Entering into a delicate race conversation with no room for error felt too much like high stakes gambling on impossible odds. Being able to stumble forward, and to stay in dialogue even if the communication derails — that I can do. I’ve made an uncountable number of mistakes in my life and have spent decades working on my ego defensiveness, so although I am certainly not perfect, I feel very grounded in my ability to recognize my responsibility or culpability in a conflict, even if it (gulp) were to involve race. This realization was primarily emotional; afterwards, I was thinking, “of course, that’s obvious.” But emotionally and behaviorally, it felt like a new operating paradigm.

Upon reflection, here’s the rub. What would it look like to acknowledge a misstep? To admit to ignorance or insensitivity — or even inadvertent racism (since we all have it)? Would I really have the courage? Would the other person really be able to stay in the dialogue with me, without throwing me away like a redneck rag? We are in a cultural paradox in which blacks often don’t feel acknowledged regarding the racism they experience, and yet whites would never be willing to admit to it, for fear of being shunned. We’re all miserable and disconnected; healing awaits us in our words. 

 

White Guilt

The words ‘white guilt’ were tossed out in the middle of a sentence by one of the African-American members of the group, while describing an incident at work. I knew right away what it meant. A few minutes later, however, another member of the group asked for a definition — and three different participants offered three different explanations. All very real and personal, yet with divergent angles: historical guilt (eg, centuries of slavery), current day privilege guilt (eg, the majority of white people have fewer barriers to ’success’ in modern America), and micro-interaction guilt (eg, ‘Oh my God, was that insensitive? Did I hurt their feelings? Should I say something? Would that just make it worse?’).

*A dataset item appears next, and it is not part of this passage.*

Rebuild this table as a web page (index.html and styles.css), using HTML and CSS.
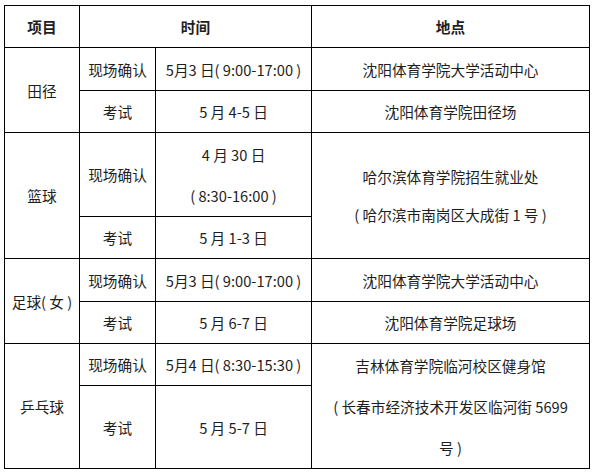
FILE: index.html
```html
<!DOCTYPE html>
<html lang="zh-CN">
<head>
<meta charset="utf-8">
<title>日程</title>
<link rel="stylesheet" href="styles.css">
</head>
<body>
<table class="schedule">
  <colgroup><col class="c1"><col class="c2"><col class="c3"><col class="c4"></colgroup>
  <thead>
    <tr class="h42"><th>项目</th><th colspan="2">时间</th><th>地点</th></tr>
  </thead>
  <tbody>
    <tr class="h43"><td rowspan="2">田径</td><td>现场确认</td><td>5月3 日( 9:00-17:00 )</td><td>沈阳体育学院大学活动中心</td></tr>
    <tr class="h42"><td>考试</td><td>5 月 4-5 日</td><td>沈阳体育学院田径场</td></tr>
    <tr class="h84"><td rowspan="2">篮球</td><td>现场确认</td><td>4 月 30 日<br>( 8:30-16:00 )</td><td rowspan="2" class="tight">哈尔滨体育学院招生就业处<br>( 哈尔滨市南岗区大成街 1 号 )</td></tr>
    <tr class="h42"><td>考试</td><td>5 月 1-3 日</td></tr>
    <tr class="h43"><td rowspan="2">足球( 女 )</td><td>现场确认</td><td>5月3 日( 9:00-17:00 )</td><td>沈阳体育学院大学活动中心</td></tr>
    <tr class="h42"><td>考试</td><td>5 月 6-7 日</td><td>沈阳体育学院足球场</td></tr>
    <tr class="h42"><td rowspan="2">乒乓球</td><td>现场确认</td><td>5月4 日( 8:30-15:30 )</td><td rowspan="2">吉林体育学院临河校区健身馆<br>( 长春市经济技术开发区临河街 5699<br>号 )</td></tr>
    <tr class="h83"><td>考试</td><td>5 月 5-7 日</td></tr>
  </tbody>
</table>
</body>
</html>
```
FILE: styles.css
```css
body {
  margin: 0;
  background: #fff;
}
.schedule {
  border-collapse: collapse;
  table-layout: fixed;
  width: 585px;
  margin: 5px 0 0 4px;
  font-family: "Noto Sans CJK SC", sans-serif;
  font-size: 14.67px;
  color: #1e1e1e;
}
.c1 { width: 75px; }
.c2 { width: 76px; }
.c3 { width: 156px; }
.c4 { width: 278px; }
.schedule th,
.schedule td {
  border: 1px solid #000;
  padding: 0;
  text-align: center;
  vertical-align: middle;
  line-height: 41px;
  white-space: nowrap;
}
.schedule th {
  font-weight: bold;
}
.h42 { height: 42px; }
.h43 { height: 43px; }
.h83 { height: 83px; }
.h84 { height: 84px; }
.schedule td.tight {
  line-height: 38px;
}
```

My feelings of white guilt are directly connected to a fear of blame. Like so many of our most pernicious unconscious behaviors, guilt has that great ability to make us feel really bad inside while masking the oh-so-comfortable benefits it provides us. (Depression is another powerful example of this ego mechanism). My white guilt allows me to feel pre-emptively repentant so that if you accuse me, I can defend myself with an “I know, I’m so terrible.”

The problem with guilt is that it allows us to abdicate, in good conscience, all co-responsibility. It supplants my sense of empathy with a black person regarding how difficult some of their experiences have been. I don’t actually engage them or their pain in a meaningful way; it becomes about me, instead of about them. Most of all, I have found that my guilt eventually leads me to lethargy. I may act for change for a while, but my yard stick of how much effort is ‘enough’ is whether or not my guilt has been assuaged — not the end result of racial equality.

I was struck again during this weekend how much potential healing and connection goes to waste in our lives. The painful feelings that we hold in boil and fester; we withdraw from the people, under the duress of a dramatic sense of threat; and yet, when we are able to create a communication space of safety and trust, even the most taboo topics are within reach.